Le président russe Vladimir Poutine a exprimé l'espoir
que "les relations entre la Russie et l'Amérique s'amélioreront."
Le
Président Donald Trump a déclaré, de son côté, que les Américains
"sont prêts à collaborer avec les nations."
Ces
deux déclarations convergent sur un point décisif, celui
d'inaugurer une morale internationale nouvelle: l'exigence
d'honnêteté s'imposera aux relations politiques entre les
Etats, les peuples et les nations.
A quelle pesée de la science historique et de la géopolitique
faut-il soumettre ces vœux paradisiaques? Pour tenter de
le comprendre, il faut observer l'immoralité qui a fait
du procès de Nuremberg (novembre 1945 - octobre 1946) le
pilier d'une nouvelle immoralité internationale; car une
éthique plus trompeuse que la précédente est devenue le
fondement de la puissance militaire et politique de l'empire
américain. Le procès de Nuremberg était censé substituer
à l'immoralité nazie un paradis de la justice et du droit
américains.
les idéaux proclamés à cette occasion ont permis au seul
concept de Liberté défini par l'Amérique victorieuse d'exercer
un règne sans partage. Au nom d'une Liberté censée à jamais
garantie par la victoire des "démocraties" occidentales
sur le nazisme, l'empire américain a aussitôt fait du concept
abstrait de Liberté l'assise de sa domination sur le monde.

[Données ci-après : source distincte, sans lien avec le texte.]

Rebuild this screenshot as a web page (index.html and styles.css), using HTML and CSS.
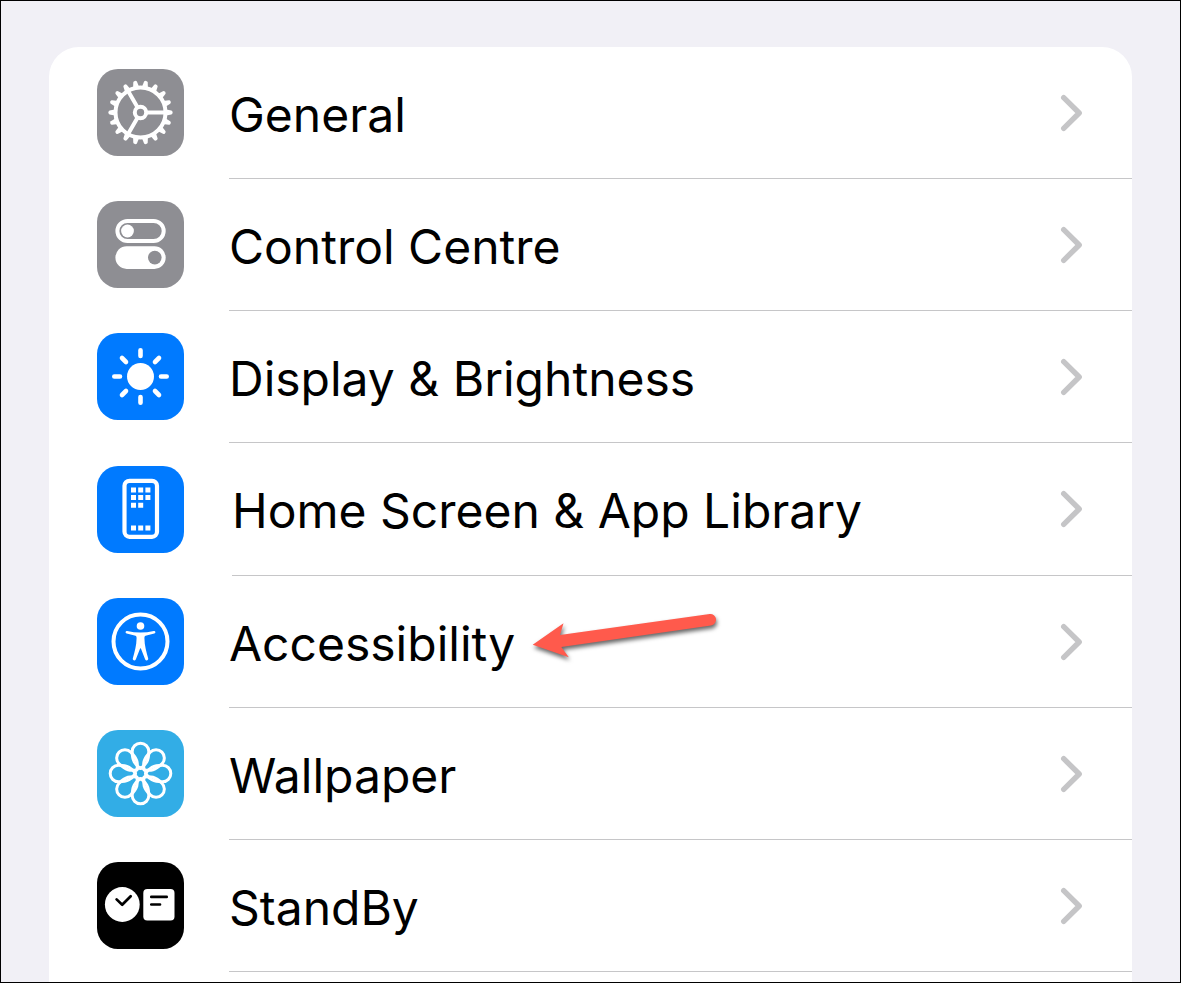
FILE: index.html
```html
<!DOCTYPE html>
<html lang="en-GB">
<head>
<meta charset="utf-8">
<meta name="viewport" content="width=device-width, initial-scale=1">
<title>Settings</title>
<link rel="stylesheet" href="styles.css">
</head>
<body>
<svg class="defs" aria-hidden="true">
  <defs>
    <symbol id="chevron" viewBox="0 0 24 38"><path d="M3.7 3.7 19.2 19 3.7 34.300" fill="none" stroke="#c5c5c7" stroke-width="5.400" stroke-linecap="round" stroke-linejoin="round"/></symbol>
    <path id="tooth" d="M40.300 19 41.600 12.600Q41.900 11.400 43.500 11.400T45.400 12.600L46.700 19Z"/>
    <g id="teeth3"><use href="#tooth" transform="rotate(10 43.500 43.500)"/><use href="#tooth" transform="rotate(30 43.500 43.500)"/><use href="#tooth" transform="rotate(50 43.500 43.500)"/></g>
    <path id="petal" d="M43.500 38.500C38 34.500 35.200 31 35.200 21.500A8.300 8.300 0 0 1 51.800 21.500C51.800 31 49 34.500 43.500 38.500Z"/>
  </defs>
</svg>
<main class="screen">
  <nav class="card" aria-label="Settings">
    <a class="row" href="#general">
      <svg class="icon grey" viewBox="0 0 87 87" aria-hidden="true">
        <g fill="#fff">
          <use href="#teeth3"/>
          <use href="#teeth3" transform="rotate(60 43.500 43.500)"/>
          <use href="#teeth3" transform="rotate(120 43.500 43.500)"/>
          <use href="#teeth3" transform="rotate(180 43.500 43.500)"/>
          <use href="#teeth3" transform="rotate(240 43.500 43.500)"/>
          <use href="#teeth3" transform="rotate(300 43.500 43.500)"/>
        </g>
        <g fill="none" stroke="#fff" stroke-width="4">
          <circle cx="43.500" cy="43.500" r="25"/>
          <circle cx="43.500" cy="43.500" r="5.700"/>
          <path d="M49.500 43.500H69M40.500 38.300 30.800 21.500M40.500 48.700 30.800 65.500"/>
        </g>
      </svg>
      <span class="content"><span class="label">General</span><svg class="chevron" aria-hidden="true"><use href="#chevron"/></svg></span>
    </a>
    <a class="row" href="#control-centre">
      <svg class="icon grey" viewBox="0 0 87 87" aria-hidden="true">
        <rect x="20.400" y="19.900" width="46.300" height="20.200" rx="10.100" fill="none" stroke="#fff" stroke-width="4"/>
        <circle cx="30.500" cy="30" r="6.400" fill="#fff"/>
        <rect x="18.400" y="45.300" width="50.300" height="22.600" rx="11.300" fill="#fff"/>
        <circle cx="57.800" cy="56.600" r="6.800" fill="#8e8e93"/>
      </svg>
      <span class="content"><span class="label">Control Centre</span><svg class="chevron" aria-hidden="true"><use href="#chevron"/></svg></span>
    </a>
    <a class="row" href="#display">
      <svg class="icon blue" viewBox="0 0 87 87" aria-hidden="true">
        <circle cx="43.500" cy="43.500" r="13.500" fill="#fff"/>
        <path d="M43.500 23V17.300M43.500 64v5.700M23 43.500H17.300M64 43.500h5.700M29 29 25 25M58 29l4-4M29 58l-4 4M58 58l4 4" stroke="#fff" stroke-width="4.600" stroke-linecap="round"/>
      </svg>
      <span class="content"><span class="label">Display &amp; Brightness</span><svg class="chevron" aria-hidden="true"><use href="#chevron"/></svg></span>
    </a>
    <a class="row home" href="#home-screen">
      <svg class="icon blue" viewBox="0 0 87 87" aria-hidden="true">
        <rect x="27.500" y="14.800" width="32.500" height="56" rx="5" fill="none" stroke="#fff" stroke-width="4.200"/>
        <path d="M34 21.500h5v5h-5zM41.200 21.500h5v5h-5zM48.400 21.500h5v5h-5zM34 29h5v5h-5zM41.200 29h5v5h-5zM48.400 29h5v5h-5zM34 36.700h5v5h-5zM41.200 36.700h5v5h-5zM34 59.400h5v5h-5zM41.200 59.400h5v5h-5zM48.400 59.400h5v5h-5z" fill="#fff"/>
      </svg>
      <span class="content"><span class="label">Home Screen &amp; App Library</span><svg class="chevron" aria-hidden="true"><use href="#chevron"/></svg></span>
    </a>
    <a class="row" href="#accessibility">
      <svg class="icon blue" viewBox="0 0 87 87" aria-hidden="true">
        <circle cx="43.500" cy="43.500" r="27" fill="none" stroke="#fff" stroke-width="4"/>
        <circle cx="43.500" cy="28" r="3.800" fill="#fff"/>
        <path d="M30.200 33Q43.500 36 56.800 33C58.700 32.700 59 35.100 57.300 35.600L48.500 37.800Q47.300 38.200 47.400 40C47.500 48 49.500 54 51.200 60.600C51.600 62.500 48.900 63.100 48.200 61.400L43.900 50.500Q43.500 49.800 43.100 50.500L38.800 61.400C38.100 63.100 35.400 62.500 35.800 60.600C37.500 54 39.500 48 39.600 40Q39.700 38.200 38.500 37.800L29.700 35.600C28 35.100 28.300 32.700 30.200 33Z" fill="#fff"/>
      </svg>
      <span class="content"><span class="label">Accessibility</span><svg class="chevron" aria-hidden="true"><use href="#chevron"/></svg></span>
      <svg class="arrow" viewBox="0 0 200 64" aria-hidden="true">
        <path d="M4.700 36.700 35.500 15.300 32 27 181.700 6A5.700 5.700 0 0 1 183 17.400L33.300 39 40.800 49.300Z" fill="#ff5a4c"/>
      </svg>
    </a>
    <a class="row" href="#wallpaper">
      <svg class="icon cyan" viewBox="0 0 87 87" aria-hidden="true">
        <g fill="none" stroke="#fff" stroke-width="3" stroke-linejoin="round">
          <use href="#petal"/>
          <use href="#petal" transform="rotate(45 43.500 43.500)"/>
          <use href="#petal" transform="rotate(90 43.500 43.500)"/>
          <use href="#petal" transform="rotate(135 43.500 43.500)"/>
          <use href="#petal" transform="rotate(180 43.500 43.500)"/>
          <use href="#petal" transform="rotate(225 43.500 43.500)"/>
          <use href="#petal" transform="rotate(270 43.500 43.500)"/>
          <use href="#petal" transform="rotate(315 43.500 43.500)"/>
          <circle cx="43.500" cy="43.500" r="5.500"/>
        </g>
      </svg>
      <span class="content"><span class="label">Wallpaper</span><svg class="chevron" aria-hidden="true"><use href="#chevron"/></svg></span>
    </a>
    <a class="row" href="#standby">
      <svg class="icon black" viewBox="0 0 87 87" aria-hidden="true">
        <circle cx="25.300" cy="42.500" r="17.400" fill="#fff"/>
        <rect x="46.300" y="27" width="31.200" height="31.600" rx="4" fill="#fff"/>
        <path d="M19.600 37.400 25.200 42.800 33.700 34.300M54.300 34.900H69.700M54.300 42.500H63" fill="none" stroke="#000" stroke-width="2.700" stroke-linecap="round" stroke-linejoin="round"/>
      </svg>
      <span class="content"><span class="label">StandBy</span><svg class="chevron" aria-hidden="true"><use href="#chevron"/></svg></span>
    </a>
  </nav>
</main>
</body>
</html>
```
FILE: styles.css
```css
* {
  box-sizing: border-box;
}

body {
  margin: 0;
  font-family: Inter, "Liberation Sans", sans-serif;
  color: #000;
}

.defs {
  position: absolute;
  width: 0;
  height: 0;
}

.screen {
  display: flex;
  flex-direction: column;
  height: 100vh;
  padding: 46px 48px 0;
  overflow: hidden;
  border: 1px solid #000;
  background: #f1f0f6;
}

.card {
  flex: 1 0 auto;
  border-radius: 30px 30px 0 0;
  background: #fff;
}

.row {
  position: relative;
  display: flex;
  gap: 45px;
  padding-left: 48px;
  color: inherit;
  text-decoration: none;
}

.icon {
  flex: none;
  width: 87px;
  height: 87px;
  margin: 22px 0 23px;
  border-radius: 21px;
}

.grey { background: #8e8e93; }
.blue { background: #007aff; }
.cyan { background: #32ade6; }
.black { background: #000; }

.content {
  flex: 1;
  display: flex;
  align-items: center;
  justify-content: space-between;
  padding-right: 48px;
  border-bottom: 1px solid #c6c6c8;
}

.label {
  padding-top: 4px;
  font-size: 48px;
  line-height: 60px;
  white-space: nowrap;
}

.chevron {
  flex: none;
  width: 24px;
  height: 38px;
}

.home {
  gap: 48px;
}

.home .icon {
  margin-top: 23px;
}

.arrow {
  position: absolute;
  top: 32px;
  left: 479px;
  width: 200px;
  height: 64px;
  filter: drop-shadow(1px 3px 2px rgba(0, 0, 0, 0.6));
}
```
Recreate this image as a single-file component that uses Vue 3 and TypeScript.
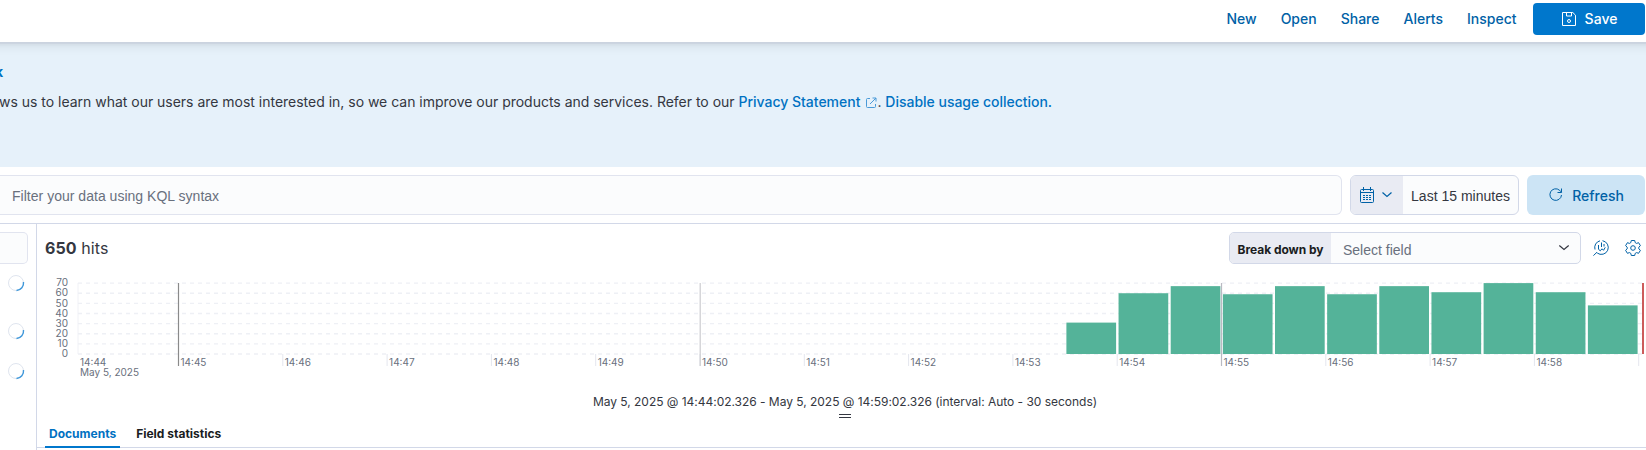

Et plus la Liberté était censée garantie par la floralie
des idéalités dont on la décorait, plus l'empire américain
prenait appui sur le seul concept de Liberté démocratique
pour renforcer sans fin sa domination du monde. C'est ainsi
que l'idée abstraite de Liberté se changeait en levier mondial
du vainqueur de la rédemption pseudo démocratique du monde.
Mais
il serait naïf de croire qu'une hypocrisie consciente d'elle-même
exprimerait la duplicité native d'une espèce confite dans
le culte de ses idéalités: c'est le plus sincèrement du
monde, si je puis dire, que l'homme s'auto-glorifie sans
s'en douter à cultiver les idéalités à l'école desquelles
il se vassalise en retour. La notion d'auto-asservissement
à la force sous le masque des idéalités trompeuses domestique
la créature en retour et donne toute sa profondeur anthropologique
à la notion de servitude volontaire explicitée par Etienne
de la Boétie. On l'a bien vu au spectacle des larmes des
défenseurs d'Hillary Clinton: ils étaient visiblement sincères
dans leur déploration de l'effondrement du paradis démocratique
promis par la candidate.
Mais
il y a plus: pourquoi Jules César éprouve-t-il le besoin
de souligner que l'homme croit aisément ce qu'il désire,
sinon parce qu'il s'agit d'une clé universelle de la politique.
Or, la politique n'est pas seulement euphorisante par nature
et par définition, c'est parce que les chefs d'Etat sont
des anthropologues naturels. Ils sont en mesure de mettre
l'humanité à l'école et à l'écoute de ses songes.
La
compréhension du contenu inconscient de ces rêveries nous
révèle la véritable profondeur de la politique. "Du haut
de ces pyramides, quarante siècles vous contemplent"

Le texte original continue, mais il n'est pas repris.